Disney’s Behavioral Modification Program

I’m sure many of you wouldn’t find it hard to believe that behind the scenes at Disney Land and Disney World there’s some sort of ‘Clockwork Orange’ type treatment the Mouse overlords subject all new employees to in order to ALWAYS be that happy and smiley. Just seems plausible, doesn’t it?

But really, what I mean by Disney’s Behavioral Modification Program goes on right before the public’s eyes and doesn’t involve being strapped down to a chair and forced to watch hours upon hours of Bambi, Cinderella, Lion King, Dumbo, etc… without blinking.25262_376666828877_5441818_n

I recently got back from spending an entire week at Disney World with my whole family. Even though it was considered a ‘quiet’ time at Disney, there were still seas of people everywhere we went. Families from all over the world converging on one confined space should create absolute chaos and more than a few conflict as cultures collide.

How is it that everyone manages to be relatively polite to each other despite walking miles every day, dealing with lines, dealing with people with different cultural norms, crowds, and screaming kids that are past their nap time? I believe it has to do with how Disney employees (cast members?) behave. Every employee I came across at Disney was always super cheery, willing to help, and very sociable.

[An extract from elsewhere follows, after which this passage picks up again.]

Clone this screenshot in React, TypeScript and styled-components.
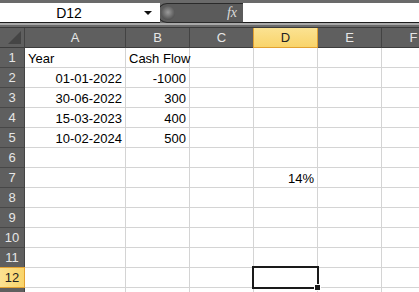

By filling the park with that attitude exuded from employees, Disney has created the expectation for a certain behavior and politeness from their customers. Rather than telling and forcing people to behave by certain rules, they lead by example showing how they expect people to behave. I’m sure there are more than a few goons on payroll that can handle any trouble (though doing it nicely and with mouse ears on), but I’ve never once in all the times I’ve gone to a Disney park seen it come to that.

One of the hardest parts of leaving Disney property is coming back to the real world. When we got to the Orlando airport I was still smiling at everyone and saying hello and making conversation and expecting the people behind the airline check-in desk to be cheery and eager to help. It was a cold, cold wake-up, let me tell you.